Now this on its own isn’t that bad since Daniels has physically portrayed and voiced the character in all mainline Star Wars films, so it makes sense for anyone making Star Wars media to ask him to play the character first. What is bad though is that Daniels has openly shit on other people’s portrayal of the character.

For example, in the prequel trilogy several scenes called for the character to be realised using CGI for stunts where it wouldn’t have been safe for Daniels to attempt. Daniels, hated this and mocked the attempts of the person responsible for the CGI to emulate his mannerisms on screen. Similarly when Daniels was asked to appear in Star Wars: The Force Awakens he steadfastly refused to only provide the character’s voice, insisting that he had to wear the costume too. His reasoning being that an audience would know if it wasn’t him in the costume because aparently in Daniels’ mind, he’s literally the only person on Earth capable of portraying the character.

Like he was with the attempts of digital effects artists working on the prequel trilogy, Daniels was dismissive of the idea that motion capture god, Andy Serkis could accurately ape his mannerisms when he was informed the veteran stuntman would be wearing the suit for part of the movie. A bold claim considering Serkis has played everything from a King Kong to an emaciated hobbit. So yeah, if you want an idea of how up his own ass Daniels is, he thinks the guy who won awards for his portrayal of shotgun-wielding monkey couldn’t mimic the way he shuffles around in a plastic suit designed in the 80’s.

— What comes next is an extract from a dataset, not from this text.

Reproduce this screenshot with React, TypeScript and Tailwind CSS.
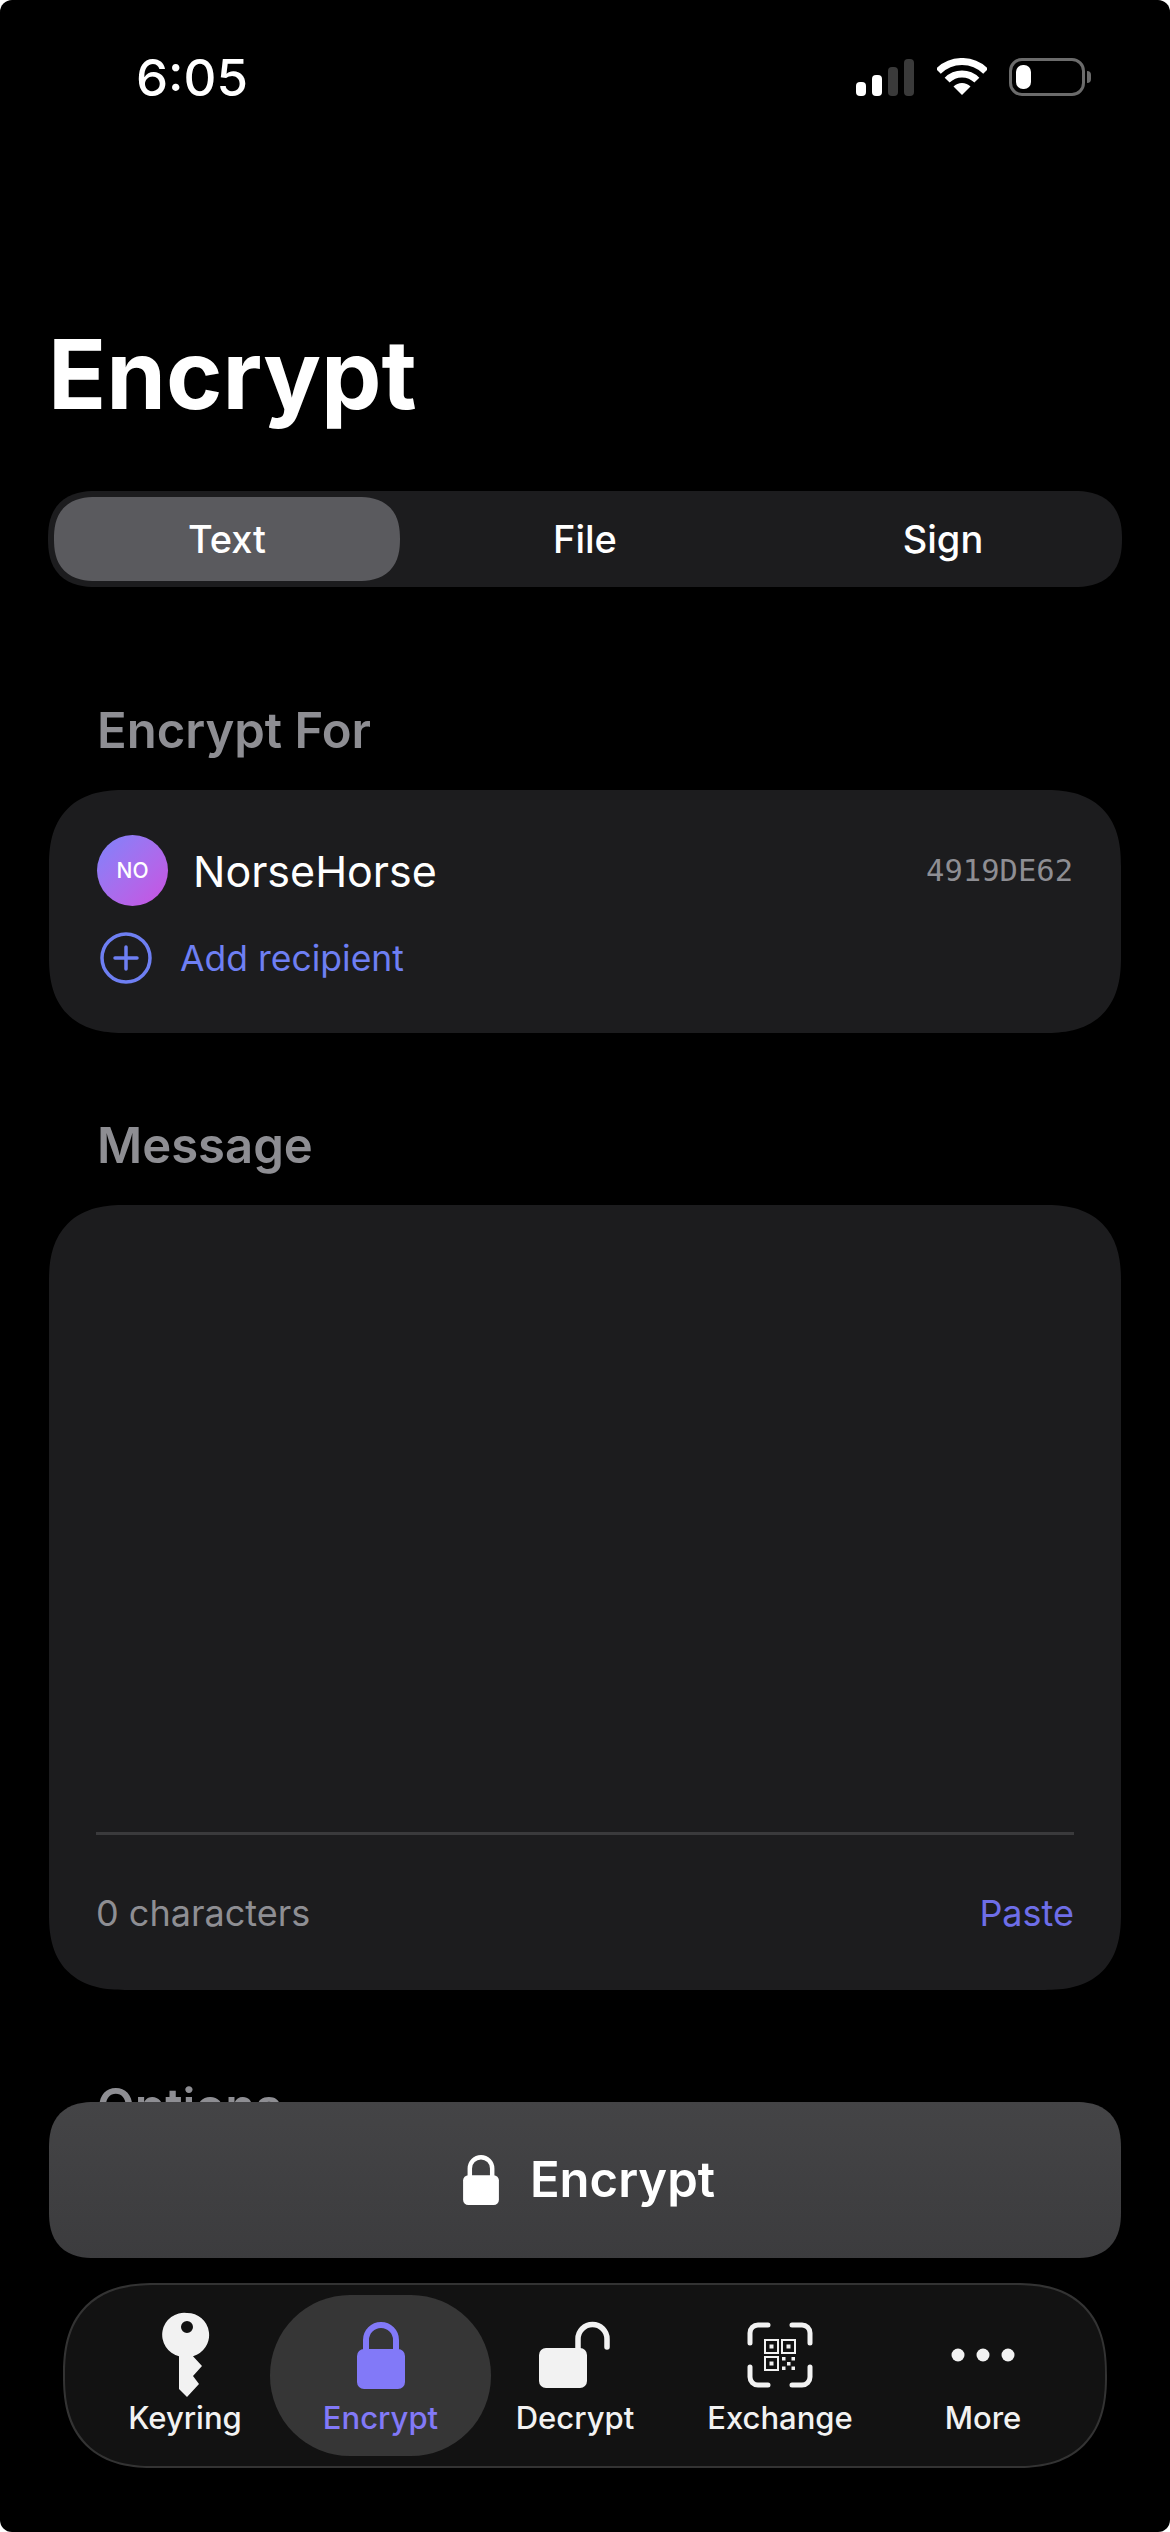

Along with insisting nobody could emulate the way he moves while dressed as C-3PO, Daniels has scoffed at the idea of anyone being able to copy his voice. Keep in mind that Daniels is saying this about a series where they literally sell toys that make your voice sound exactly like characters in the movie.

The actor is so weirdly protective of the character that he went as far as shitting all over the work of puppeteers who made the character move around in a couple some scenes in The Phantom Menace. Reportedly acting like a total shithead to them at every opportunity and insisting on doing the puppeteering himself in the next film. Yes, you read that right, Daniels is the kind of asshole who tells people he can do their job better than they can.

Amazingly, Lucas actually honored Daniels’ request to do all the puppeteering himself for Attack of the Clones and the end result was footage they ended up cutting from the movie. And if something was so shitty it got cut from the prequel trilogy, you know it had to be bad.